What to work on:
Wherever the word "this" appears in a line, extract that line.

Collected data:
━━━━━━━━━━━━━━━━━━━━━━━━━━━━━━

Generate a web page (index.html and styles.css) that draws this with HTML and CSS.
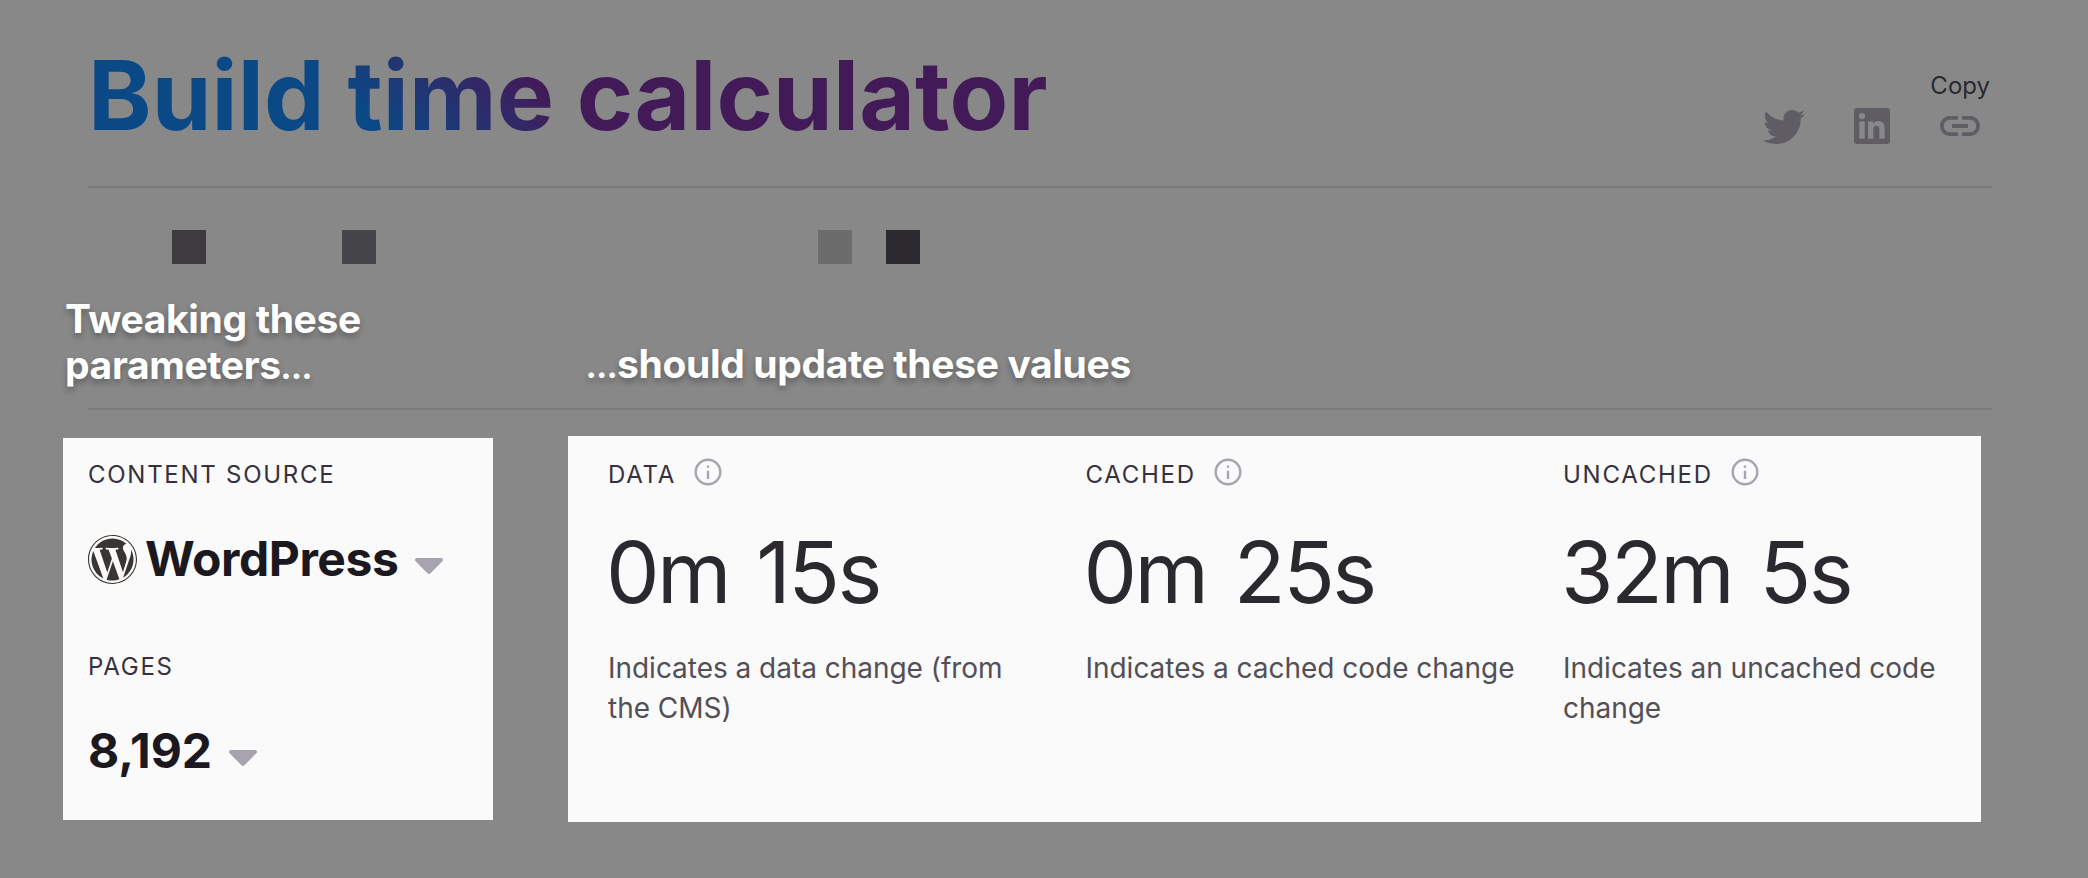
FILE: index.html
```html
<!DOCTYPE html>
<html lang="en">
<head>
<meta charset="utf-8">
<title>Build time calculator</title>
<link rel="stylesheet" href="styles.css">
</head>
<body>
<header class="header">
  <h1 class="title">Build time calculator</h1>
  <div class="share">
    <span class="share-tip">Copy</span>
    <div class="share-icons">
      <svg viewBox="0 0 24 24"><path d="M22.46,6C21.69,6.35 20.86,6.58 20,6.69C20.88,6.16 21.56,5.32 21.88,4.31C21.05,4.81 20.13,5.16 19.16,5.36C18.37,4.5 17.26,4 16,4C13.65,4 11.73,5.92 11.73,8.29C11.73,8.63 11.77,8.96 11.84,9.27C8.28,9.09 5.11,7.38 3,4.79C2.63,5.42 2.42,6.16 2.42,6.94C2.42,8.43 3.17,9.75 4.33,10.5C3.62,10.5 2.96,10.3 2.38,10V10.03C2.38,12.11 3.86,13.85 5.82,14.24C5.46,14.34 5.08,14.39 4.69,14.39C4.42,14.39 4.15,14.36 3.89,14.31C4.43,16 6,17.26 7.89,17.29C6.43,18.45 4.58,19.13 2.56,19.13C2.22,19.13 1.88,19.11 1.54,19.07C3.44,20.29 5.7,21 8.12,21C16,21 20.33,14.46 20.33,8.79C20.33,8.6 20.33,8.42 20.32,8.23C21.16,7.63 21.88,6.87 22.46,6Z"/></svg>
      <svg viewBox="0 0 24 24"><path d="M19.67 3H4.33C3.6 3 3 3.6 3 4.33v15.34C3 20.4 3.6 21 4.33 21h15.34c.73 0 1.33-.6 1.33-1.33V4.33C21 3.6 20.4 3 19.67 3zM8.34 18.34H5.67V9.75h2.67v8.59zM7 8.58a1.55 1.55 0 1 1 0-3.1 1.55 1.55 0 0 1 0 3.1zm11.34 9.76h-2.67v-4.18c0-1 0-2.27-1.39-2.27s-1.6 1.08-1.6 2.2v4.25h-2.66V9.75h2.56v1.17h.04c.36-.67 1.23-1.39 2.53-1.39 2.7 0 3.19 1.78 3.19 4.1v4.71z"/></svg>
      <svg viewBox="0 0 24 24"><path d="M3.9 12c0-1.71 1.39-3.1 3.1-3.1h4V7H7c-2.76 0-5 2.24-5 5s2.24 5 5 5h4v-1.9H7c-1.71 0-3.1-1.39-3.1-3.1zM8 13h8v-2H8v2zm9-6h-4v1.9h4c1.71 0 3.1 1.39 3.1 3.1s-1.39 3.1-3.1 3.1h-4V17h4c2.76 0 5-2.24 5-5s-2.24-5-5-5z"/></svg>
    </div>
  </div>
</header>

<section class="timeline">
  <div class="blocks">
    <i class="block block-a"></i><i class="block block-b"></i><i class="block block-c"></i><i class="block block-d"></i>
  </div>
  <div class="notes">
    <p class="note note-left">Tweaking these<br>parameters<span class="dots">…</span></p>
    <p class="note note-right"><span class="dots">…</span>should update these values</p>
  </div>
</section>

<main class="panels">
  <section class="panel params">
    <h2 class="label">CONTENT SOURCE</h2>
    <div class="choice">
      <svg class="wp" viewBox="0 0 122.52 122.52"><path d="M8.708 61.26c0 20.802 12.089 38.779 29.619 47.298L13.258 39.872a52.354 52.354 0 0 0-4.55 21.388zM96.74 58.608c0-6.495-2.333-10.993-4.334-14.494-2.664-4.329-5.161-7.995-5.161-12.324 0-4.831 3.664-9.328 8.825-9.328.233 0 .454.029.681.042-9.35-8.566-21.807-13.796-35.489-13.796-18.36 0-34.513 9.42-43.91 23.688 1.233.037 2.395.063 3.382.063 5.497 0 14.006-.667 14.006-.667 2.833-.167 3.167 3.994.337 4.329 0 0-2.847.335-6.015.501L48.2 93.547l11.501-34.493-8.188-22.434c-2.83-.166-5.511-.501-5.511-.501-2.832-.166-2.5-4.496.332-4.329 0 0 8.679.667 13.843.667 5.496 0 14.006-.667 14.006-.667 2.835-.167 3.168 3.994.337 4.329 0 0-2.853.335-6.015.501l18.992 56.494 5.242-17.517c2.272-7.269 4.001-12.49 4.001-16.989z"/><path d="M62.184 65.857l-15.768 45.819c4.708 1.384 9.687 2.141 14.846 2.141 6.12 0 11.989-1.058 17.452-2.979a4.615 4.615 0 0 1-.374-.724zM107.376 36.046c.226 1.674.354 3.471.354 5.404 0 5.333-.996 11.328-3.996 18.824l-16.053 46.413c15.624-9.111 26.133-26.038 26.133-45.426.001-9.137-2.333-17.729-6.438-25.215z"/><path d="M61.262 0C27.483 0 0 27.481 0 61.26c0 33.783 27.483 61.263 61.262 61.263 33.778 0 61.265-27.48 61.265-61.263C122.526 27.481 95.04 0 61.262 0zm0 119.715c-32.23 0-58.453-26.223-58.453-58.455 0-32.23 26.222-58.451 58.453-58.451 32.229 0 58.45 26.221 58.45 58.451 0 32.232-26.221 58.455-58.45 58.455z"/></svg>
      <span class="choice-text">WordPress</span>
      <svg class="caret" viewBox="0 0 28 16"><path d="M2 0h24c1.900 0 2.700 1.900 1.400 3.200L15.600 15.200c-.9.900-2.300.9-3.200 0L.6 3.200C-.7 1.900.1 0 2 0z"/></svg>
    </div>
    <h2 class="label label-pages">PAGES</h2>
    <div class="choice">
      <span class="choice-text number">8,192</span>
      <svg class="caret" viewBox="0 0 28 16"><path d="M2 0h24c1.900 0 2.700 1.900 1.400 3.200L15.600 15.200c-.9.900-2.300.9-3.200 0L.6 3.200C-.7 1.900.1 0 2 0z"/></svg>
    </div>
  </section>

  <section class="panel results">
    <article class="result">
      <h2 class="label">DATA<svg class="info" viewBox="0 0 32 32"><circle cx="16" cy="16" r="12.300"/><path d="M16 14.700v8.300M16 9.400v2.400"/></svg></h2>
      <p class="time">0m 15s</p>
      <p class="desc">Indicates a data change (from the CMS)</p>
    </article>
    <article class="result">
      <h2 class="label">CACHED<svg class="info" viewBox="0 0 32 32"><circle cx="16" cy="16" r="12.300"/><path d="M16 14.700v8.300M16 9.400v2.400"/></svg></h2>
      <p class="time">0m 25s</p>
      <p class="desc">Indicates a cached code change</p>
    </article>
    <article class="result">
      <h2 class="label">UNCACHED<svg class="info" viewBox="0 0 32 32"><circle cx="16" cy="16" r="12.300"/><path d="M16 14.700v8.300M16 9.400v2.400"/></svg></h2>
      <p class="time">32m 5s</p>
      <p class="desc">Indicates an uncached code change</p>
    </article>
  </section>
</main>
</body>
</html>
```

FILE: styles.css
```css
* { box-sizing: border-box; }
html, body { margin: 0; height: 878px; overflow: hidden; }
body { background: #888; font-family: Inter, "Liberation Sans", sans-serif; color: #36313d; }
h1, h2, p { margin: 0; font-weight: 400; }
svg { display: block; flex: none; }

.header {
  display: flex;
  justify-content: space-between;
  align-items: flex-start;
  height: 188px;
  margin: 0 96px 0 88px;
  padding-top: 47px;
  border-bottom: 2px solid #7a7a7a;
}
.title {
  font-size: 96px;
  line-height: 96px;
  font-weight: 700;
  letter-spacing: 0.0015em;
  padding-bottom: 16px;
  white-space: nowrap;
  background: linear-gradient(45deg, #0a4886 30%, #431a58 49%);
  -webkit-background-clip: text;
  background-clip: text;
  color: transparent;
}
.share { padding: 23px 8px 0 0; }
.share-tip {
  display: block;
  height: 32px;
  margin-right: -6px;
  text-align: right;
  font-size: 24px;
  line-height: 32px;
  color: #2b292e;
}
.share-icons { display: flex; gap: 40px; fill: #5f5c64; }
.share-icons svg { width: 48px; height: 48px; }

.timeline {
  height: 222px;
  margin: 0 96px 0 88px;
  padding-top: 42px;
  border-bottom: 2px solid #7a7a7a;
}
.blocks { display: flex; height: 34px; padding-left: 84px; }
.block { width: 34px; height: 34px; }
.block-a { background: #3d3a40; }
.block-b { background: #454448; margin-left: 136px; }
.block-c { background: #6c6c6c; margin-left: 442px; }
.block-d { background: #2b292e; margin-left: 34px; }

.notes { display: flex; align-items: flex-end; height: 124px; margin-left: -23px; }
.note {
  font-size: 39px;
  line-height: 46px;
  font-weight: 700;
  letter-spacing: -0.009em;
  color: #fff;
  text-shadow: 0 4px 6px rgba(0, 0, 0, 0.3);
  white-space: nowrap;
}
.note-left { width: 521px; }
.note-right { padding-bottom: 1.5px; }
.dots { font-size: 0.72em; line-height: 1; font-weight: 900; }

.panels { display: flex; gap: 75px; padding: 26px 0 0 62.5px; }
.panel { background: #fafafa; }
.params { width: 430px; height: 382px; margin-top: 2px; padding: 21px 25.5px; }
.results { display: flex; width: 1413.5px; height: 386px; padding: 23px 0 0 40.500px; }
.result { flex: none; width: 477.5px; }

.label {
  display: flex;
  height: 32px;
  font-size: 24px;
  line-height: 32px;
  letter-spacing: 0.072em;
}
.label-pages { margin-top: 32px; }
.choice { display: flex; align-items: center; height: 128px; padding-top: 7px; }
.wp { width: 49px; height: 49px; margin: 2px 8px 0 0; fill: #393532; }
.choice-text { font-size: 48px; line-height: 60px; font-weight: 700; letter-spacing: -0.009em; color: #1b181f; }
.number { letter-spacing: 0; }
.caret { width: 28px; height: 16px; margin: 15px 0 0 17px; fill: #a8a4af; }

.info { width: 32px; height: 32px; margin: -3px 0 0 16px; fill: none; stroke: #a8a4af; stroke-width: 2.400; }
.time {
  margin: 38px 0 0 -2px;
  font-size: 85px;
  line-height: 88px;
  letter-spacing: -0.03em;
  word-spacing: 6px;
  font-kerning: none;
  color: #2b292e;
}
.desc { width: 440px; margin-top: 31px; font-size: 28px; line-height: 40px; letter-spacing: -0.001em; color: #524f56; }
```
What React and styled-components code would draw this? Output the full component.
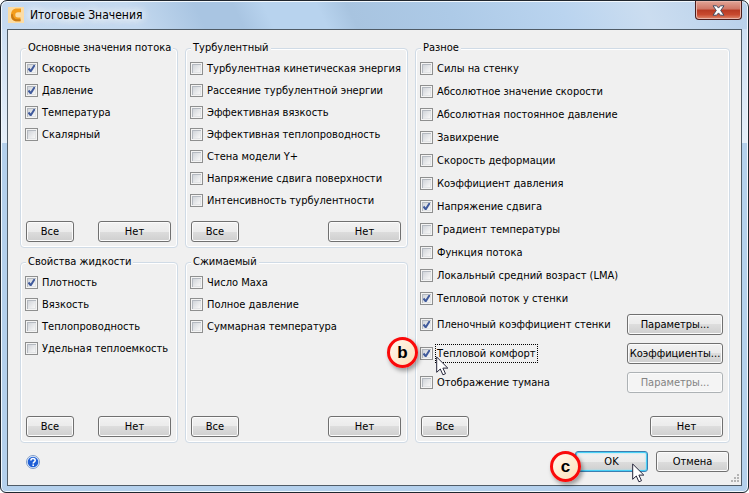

━━━━━━━━━━━━━━━━━━━━━━━━━━━━━━

Worked solution:
Generate a web page (index.html and styles.css) that draws this with HTML and CSS.
What React and styled-components code would draw this? Output the full component.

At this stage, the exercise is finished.